Because the fact is that, whatever you choose, it’s all good – as long as it’s all good for you. If you’re shackled to your phone, wishing for freedom, then make that choice and commit to making that happen for yourself. If you’re living a life of calm contentment, and you feel like you’re missing out a little, then know that you can get your feet wet in the digital water without being swept away in the current.

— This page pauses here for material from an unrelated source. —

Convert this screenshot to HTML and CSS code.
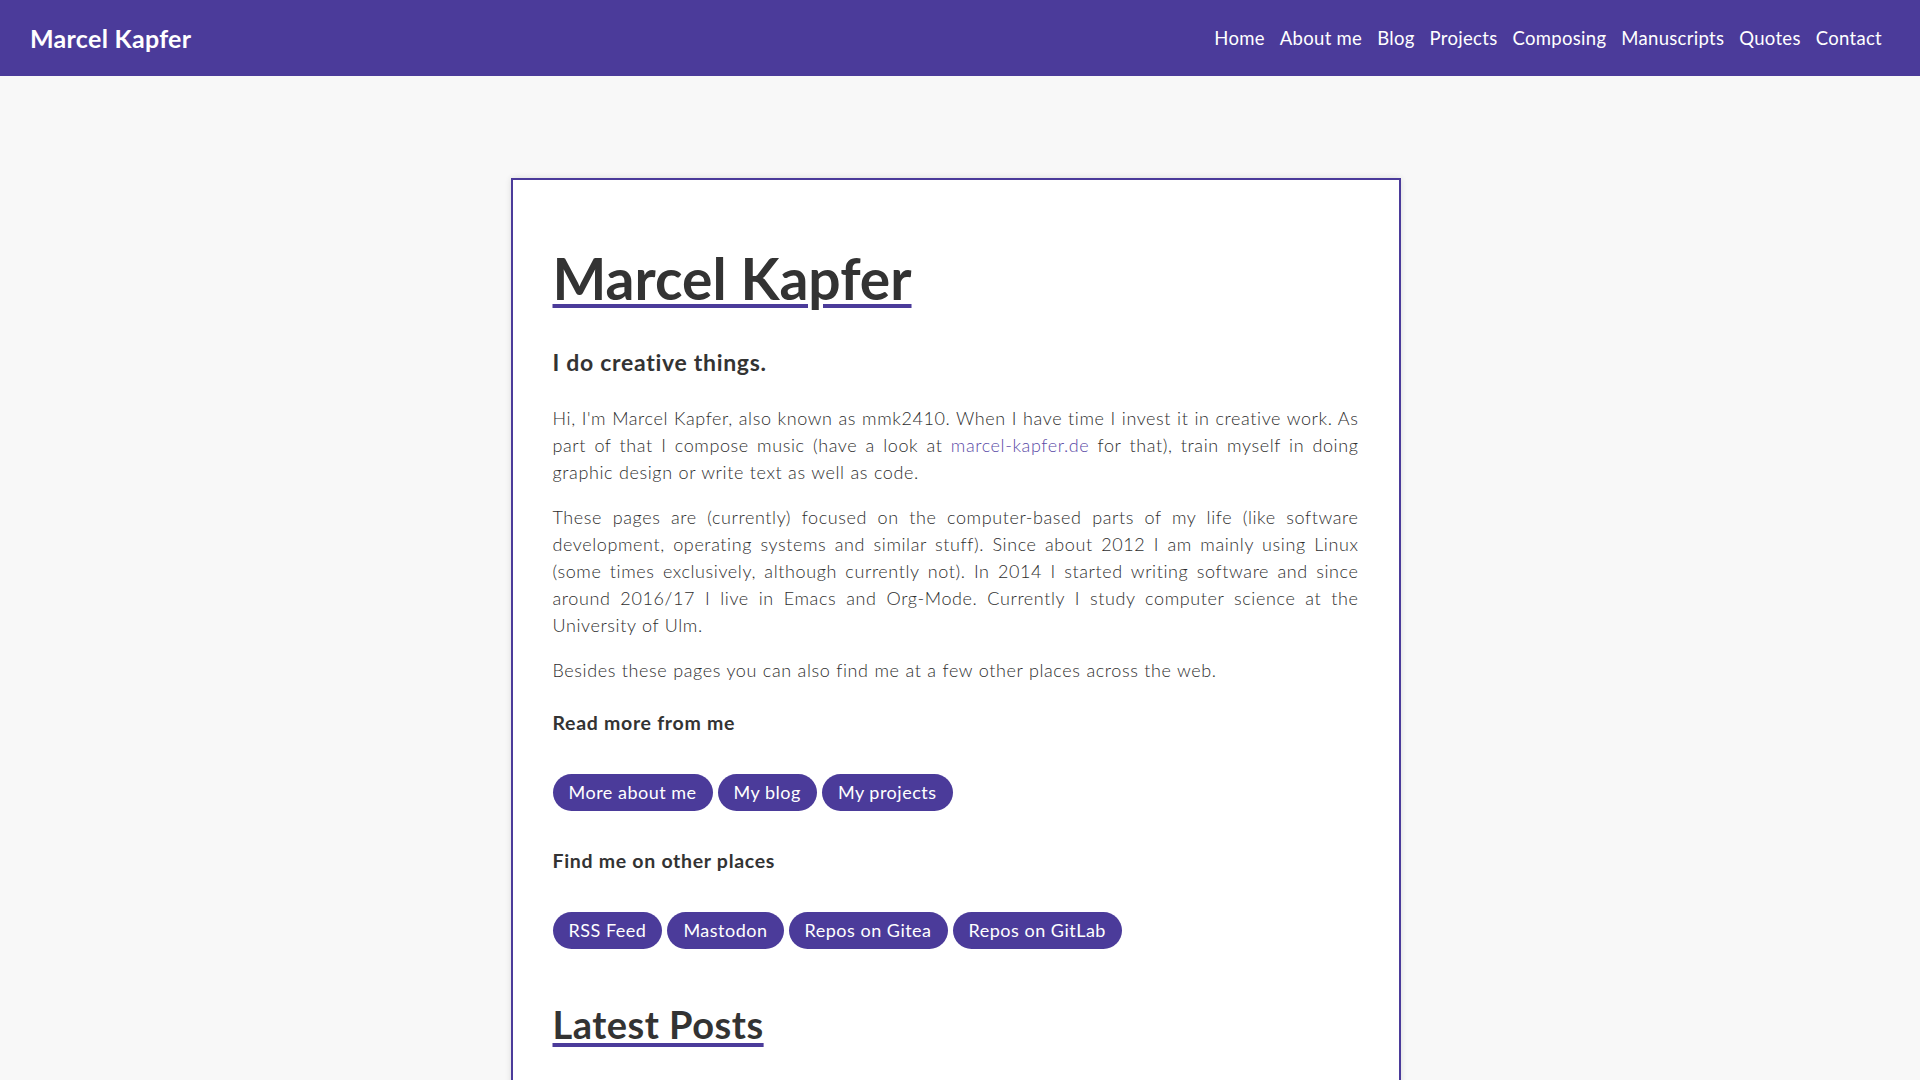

The point is, there’s no one way to right-speed your life. The way to get there is to do the work of self-awareness, finding out what truly works for you and the humanity that’s inside you. It’s not going to be what works for the person sitting at the desk on your left, or your right; finding your balance means consciously choosing what works for you, not what seems to work for everyone else. So step one in this adventure is rediscovering your humanity, by asking yourself what kind of speed you want to live at, how you’ll achieve it and what it will feel like when you get there. Time to get started.